▶ [Required work]
Transcribe the listing in full, excluding any pictures.

Source records:
--
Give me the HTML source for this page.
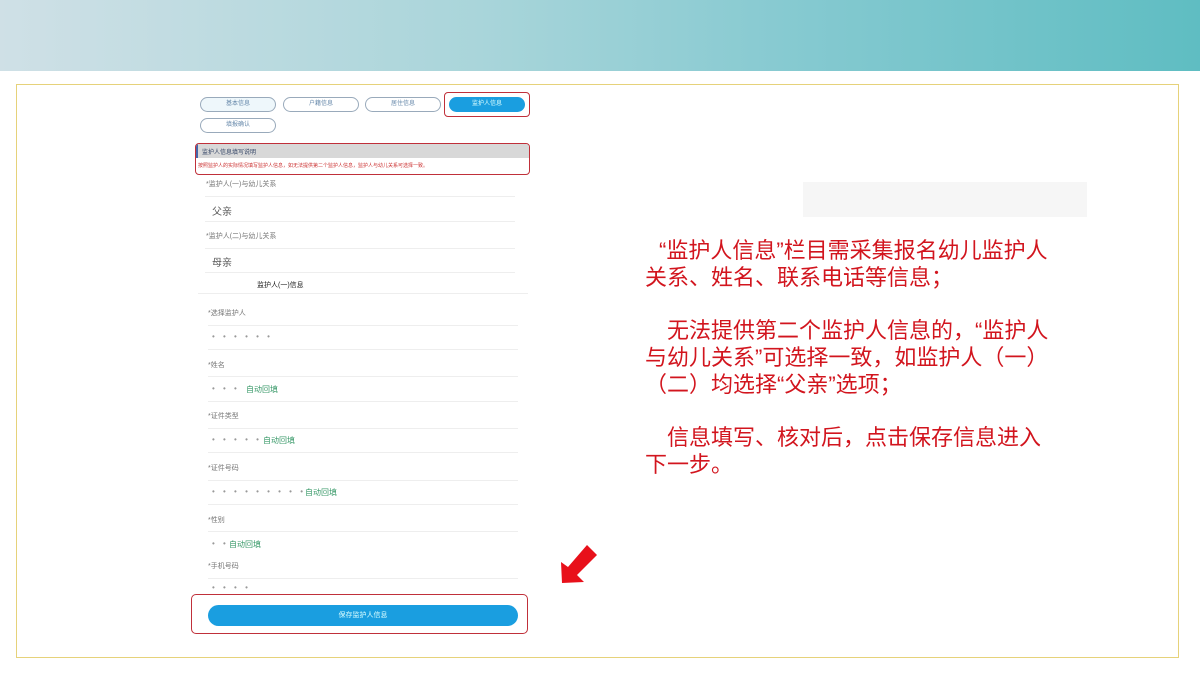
<!DOCTYPE html>
<html><head><meta charset="utf-8"><style>
*{margin:0;padding:0;box-sizing:border-box}
body{width:1200px;height:675px;background:#fff;position:relative;overflow:hidden;font-family:"Liberation Sans","Noto Sans CJK SC",sans-serif}
.hdr{position:absolute;left:0;top:0;width:1200px;height:71px;background:linear-gradient(90deg,#cfe0e6 0%,#a9d5da 40%,#87cad1 65%,#5fbdc2 100%)}
.frame{position:absolute;left:16px;top:84px;width:1163px;height:574px;border:1.5px solid #e6d27a}
.a{position:absolute}
.pill{position:absolute;height:15px;border:1px solid #9ab;border-radius:8px;font-size:6px;color:#68a;text-align:center;line-height:13px;background:#eef7fb}
.lbl{position:absolute;font-size:7px;color:#777}
.ln{position:absolute;height:1px;background:#eee}
.g{position:absolute;font-size:8px;color:#3a9a6a}
.dots{position:absolute;font-size:8px;color:#999;letter-spacing:3px}
.txt{position:absolute;left:645px;top:238px;width:460px;font-size:22px;line-height:26.7px;color:#d2151e;font-family:"Liberation Sans","Noto Sans CJK SC",sans-serif;white-space:nowrap}
</style></head><body>
<div class="hdr"></div>
<div class="frame"></div>
<div class="pill" style="left:200px;top:97px;width:76px">基本信息</div>
<div class="pill" style="left:283px;top:97px;width:76px;background:#fff">户籍信息</div>
<div class="pill" style="left:365px;top:97px;width:76px;background:#fff">居住信息</div>
<div class="a" style="left:444px;top:92px;width:86px;height:25px;border:1.5px solid #c0303a;border-radius:4px"></div>
<div class="pill" style="left:449px;top:97px;width:76px;background:#1a9ee0;border-color:#1a9ee0;color:#dff">监护人信息</div>
<div class="pill" style="left:200px;top:118px;width:76px;background:#fff">填报确认</div>
<div class="a" style="left:195px;top:143px;width:335px;height:32px;border:1.5px solid #c0303a;border-radius:4px;overflow:hidden">
<div style="height:14px;background:#d8d8d8;font-size:6px;color:#346;padding:3px 4px;border-left:2px solid #46a">监护人信息填写说明</div>
<div style="font-size:5px;color:#c33;padding:4px 2px;white-space:nowrap">按照监护人的实际情况填写监护人信息，如无法提供第二个监护人信息，监护人与幼儿关系可选择一致。</div></div>
<div class="lbl" style="left:206px;top:179px">*监护人(一)与幼儿关系</div>
<div class="ln" style="left:205px;top:196px;width:310px"></div>
<div class="a" style="left:212px;top:203px;font-size:10px;color:#555">父亲</div>
<div class="ln" style="left:205px;top:221px;width:310px"></div>
<div class="lbl" style="left:206px;top:231px">*监护人(二)与幼儿关系</div>
<div class="ln" style="left:205px;top:248px;width:310px"></div>
<div class="a" style="left:212px;top:254px;font-size:10px;color:#555">母亲</div>
<div class="ln" style="left:205px;top:272px;width:310px"></div>
<div class="a" style="left:257px;top:280px;font-size:7px;color:#222">监护人(一)信息</div>
<div class="ln" style="left:198px;top:293px;width:330px"></div>
<div class="lbl" style="left:208px;top:308px">*选择监护人</div>
<div class="ln" style="left:208px;top:325px;width:310px"></div>
<div class="dots" style="left:212px;top:332px">• • • • • •</div>
<div class="ln" style="left:208px;top:349px;width:310px"></div>
<div class="lbl" style="left:208px;top:360px">*姓名</div>
<div class="ln" style="left:208px;top:376px;width:310px"></div>
<div class="dots" style="left:212px;top:384px">• • •</div><div class="g" style="left:246px;top:384px">自动回填</div>
<div class="ln" style="left:208px;top:401px;width:310px"></div>
<div class="lbl" style="left:208px;top:411px">*证件类型</div>
<div class="ln" style="left:208px;top:428px;width:310px"></div>
<div class="dots" style="left:212px;top:435px">• • • • •</div><div class="g" style="left:263px;top:435px">自动回填</div>
<div class="ln" style="left:208px;top:452px;width:310px"></div>
<div class="lbl" style="left:208px;top:463px">*证件号码</div>
<div class="ln" style="left:208px;top:480px;width:310px"></div>
<div class="dots" style="left:212px;top:487px">• • • • • • • • •</div><div class="g" style="left:305px;top:487px">自动回填</div>
<div class="ln" style="left:208px;top:504px;width:310px"></div>
<div class="lbl" style="left:208px;top:515px">*性别</div>
<div class="ln" style="left:208px;top:531px;width:310px"></div>
<div class="dots" style="left:212px;top:539px">• •</div><div class="g" style="left:229px;top:539px">自动回填</div>
<div class="lbl" style="left:208px;top:561px">*手机号码</div>
<div class="ln" style="left:208px;top:578px;width:310px"></div>
<div class="dots" style="left:212px;top:583px">• • • •</div>
<div class="a" style="left:191px;top:594px;width:337px;height:40px;border:1.5px solid #c0303a;border-radius:5px"></div>
<div class="a" style="left:208px;top:605px;width:310px;height:21px;background:#1a9ee0;border-radius:11px;font-size:7px;color:#dff;text-align:center;line-height:21px">保存监护人信息</div>
<div class="a" style="left:803px;top:182px;width:284px;height:35px;background:#f6f6f6"></div>
<svg class="a" style="left:0;top:0" width="1200" height="675"><polygon points="561,562 562,583 584,582 577,575 597,555 587,545 568,567" fill="#e8101a"/></svg>
<div class="txt"><span style="padding-left:14px">“监护人信息”栏目需采集报名幼儿监护人</span><br>关系、姓名、联系电话等信息；<br><br><span style="padding-left:22px">无法提供第二个监护人信息的，“监护人</span><br>与幼儿关系”可选择一致，如监护人（一）<br>（二）均选择“父亲”选项；<br><br><span style="padding-left:22px">信息填写、核对后，点击保存信息进入</span><br>下一步。</div>
</body></html>
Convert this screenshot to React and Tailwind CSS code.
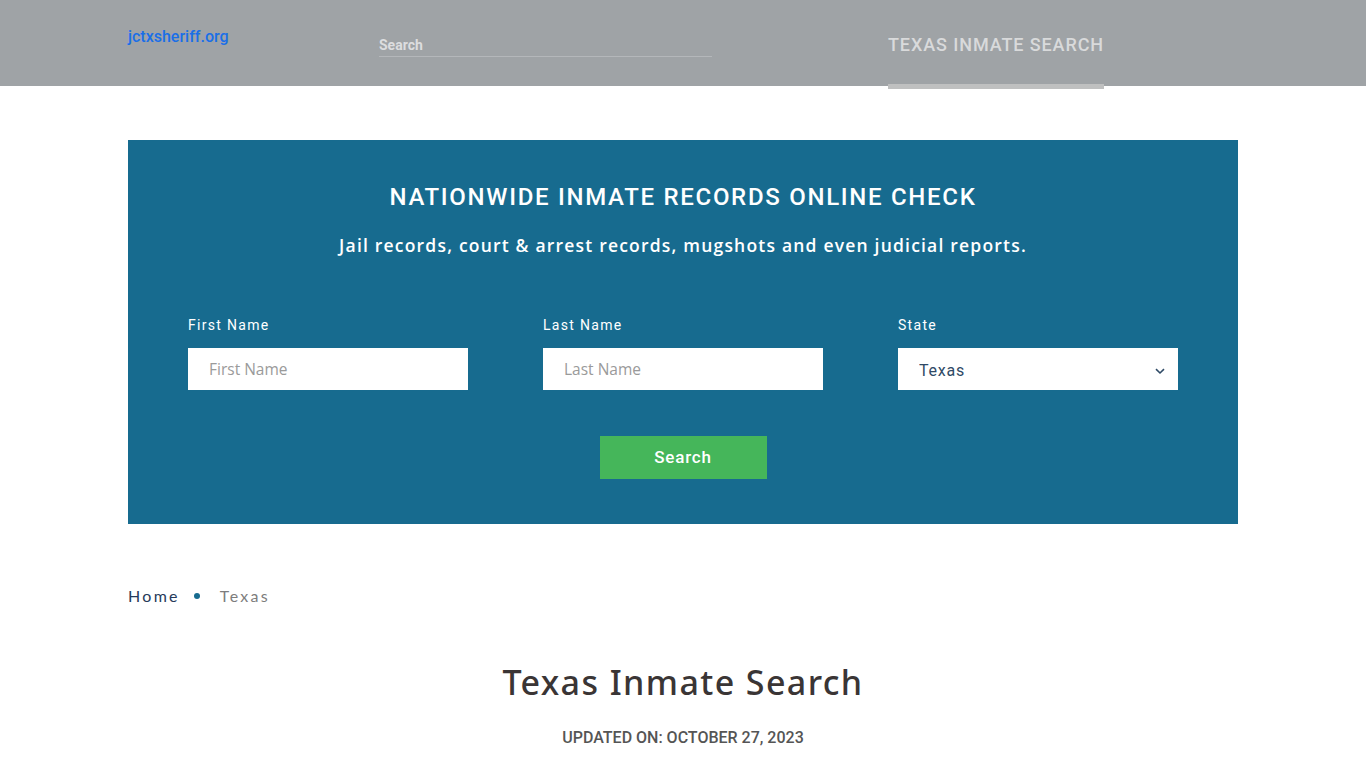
--
▶ [Answer to this task]
Give me the HTML source for this page.
<!DOCTYPE html>
<html><head><meta charset="utf-8"><style>
*{margin:0;padding:0;box-sizing:border-box}
body{width:1200px;height:675px;background:#fff;position:relative;overflow:hidden;font-family:"Liberation Sans","Noto Sans CJK SC",sans-serif}
.hdr{position:absolute;left:0;top:0;width:1200px;height:71px;background:linear-gradient(90deg,#cfe0e6 0%,#a9d5da 40%,#87cad1 65%,#5fbdc2 100%)}
.frame{position:absolute;left:16px;top:84px;width:1163px;height:574px;border:1.5px solid #e6d27a}
.a{position:absolute}
.pill{position:absolute;height:15px;border:1px solid #9ab;border-radius:8px;font-size:6px;color:#68a;text-align:center;line-height:13px;background:#eef7fb}
.lbl{position:absolute;font-size:7px;color:#777}
.ln{position:absolute;height:1px;background:#eee}
.g{position:absolute;font-size:8px;color:#3a9a6a}
.dots{position:absolute;font-size:8px;color:#999;letter-spacing:3px}
.txt{position:absolute;left:645px;top:238px;width:460px;font-size:22px;line-height:26.7px;color:#d2151e;font-family:"Liberation Sans","Noto Sans CJK SC",sans-serif;white-space:nowrap}
</style></head><body>
<div class="hdr"></div>
<div class="frame"></div>
<div class="pill" style="left:200px;top:97px;width:76px">基本信息</div>
<div class="pill" style="left:283px;top:97px;width:76px;background:#fff">户籍信息</div>
<div class="pill" style="left:365px;top:97px;width:76px;background:#fff">居住信息</div>
<div class="a" style="left:444px;top:92px;width:86px;height:25px;border:1.5px solid #c0303a;border-radius:4px"></div>
<div class="pill" style="left:449px;top:97px;width:76px;background:#1a9ee0;border-color:#1a9ee0;color:#dff">监护人信息</div>
<div class="pill" style="left:200px;top:118px;width:76px;background:#fff">填报确认</div>
<div class="a" style="left:195px;top:143px;width:335px;height:32px;border:1.5px solid #c0303a;border-radius:4px;overflow:hidden">
<div style="height:14px;background:#d8d8d8;font-size:6px;color:#346;padding:3px 4px;border-left:2px solid #46a">监护人信息填写说明</div>
<div style="font-size:5px;color:#c33;padding:4px 2px;white-space:nowrap">按照监护人的实际情况填写监护人信息，如无法提供第二个监护人信息，监护人与幼儿关系可选择一致。</div></div>
<div class="lbl" style="left:206px;top:179px">*监护人(一)与幼儿关系</div>
<div class="ln" style="left:205px;top:196px;width:310px"></div>
<div class="a" style="left:212px;top:203px;font-size:10px;color:#555">父亲</div>
<div class="ln" style="left:205px;top:221px;width:310px"></div>
<div class="lbl" style="left:206px;top:231px">*监护人(二)与幼儿关系</div>
<div class="ln" style="left:205px;top:248px;width:310px"></div>
<div class="a" style="left:212px;top:254px;font-size:10px;color:#555">母亲</div>
<div class="ln" style="left:205px;top:272px;width:310px"></div>
<div class="a" style="left:257px;top:280px;font-size:7px;color:#222">监护人(一)信息</div>
<div class="ln" style="left:198px;top:293px;width:330px"></div>
<div class="lbl" style="left:208px;top:308px">*选择监护人</div>
<div class="ln" style="left:208px;top:325px;width:310px"></div>
<div class="dots" style="left:212px;top:332px">• • • • • •</div>
<div class="ln" style="left:208px;top:349px;width:310px"></div>
<div class="lbl" style="left:208px;top:360px">*姓名</div>
<div class="ln" style="left:208px;top:376px;width:310px"></div>
<div class="dots" style="left:212px;top:384px">• • •</div><div class="g" style="left:246px;top:384px">自动回填</div>
<div class="ln" style="left:208px;top:401px;width:310px"></div>
<div class="lbl" style="left:208px;top:411px">*证件类型</div>
<div class="ln" style="left:208px;top:428px;width:310px"></div>
<div class="dots" style="left:212px;top:435px">• • • • •</div><div class="g" style="left:263px;top:435px">自动回填</div>
<div class="ln" style="left:208px;top:452px;width:310px"></div>
<div class="lbl" style="left:208px;top:463px">*证件号码</div>
<div class="ln" style="left:208px;top:480px;width:310px"></div>
<div class="dots" style="left:212px;top:487px">• • • • • • • • •</div><div class="g" style="left:305px;top:487px">自动回填</div>
<div class="ln" style="left:208px;top:504px;width:310px"></div>
<div class="lbl" style="left:208px;top:515px">*性别</div>
<div class="ln" style="left:208px;top:531px;width:310px"></div>
<div class="dots" style="left:212px;top:539px">• •</div><div class="g" style="left:229px;top:539px">自动回填</div>
<div class="lbl" style="left:208px;top:561px">*手机号码</div>
<div class="ln" style="left:208px;top:578px;width:310px"></div>
<div class="dots" style="left:212px;top:583px">• • • •</div>
<div class="a" style="left:191px;top:594px;width:337px;height:40px;border:1.5px solid #c0303a;border-radius:5px"></div>
<div class="a" style="left:208px;top:605px;width:310px;height:21px;background:#1a9ee0;border-radius:11px;font-size:7px;color:#dff;text-align:center;line-height:21px">保存监护人信息</div>
<div class="a" style="left:803px;top:182px;width:284px;height:35px;background:#f6f6f6"></div>
<svg class="a" style="left:0;top:0" width="1200" height="675"><polygon points="561,562 562,583 584,582 577,575 597,555 587,545 568,567" fill="#e8101a"/></svg>
<div class="txt"><span style="padding-left:14px">“监护人信息”栏目需采集报名幼儿监护人</span><br>关系、姓名、联系电话等信息；<br><br><span style="padding-left:22px">无法提供第二个监护人信息的，“监护人</span><br>与幼儿关系”可选择一致，如监护人（一）<br>（二）均选择“父亲”选项；<br><br><span style="padding-left:22px">信息填写、核对后，点击保存信息进入</span><br>下一步。</div>
</body></html>
Convert this screenshot to React and Tailwind CSS code.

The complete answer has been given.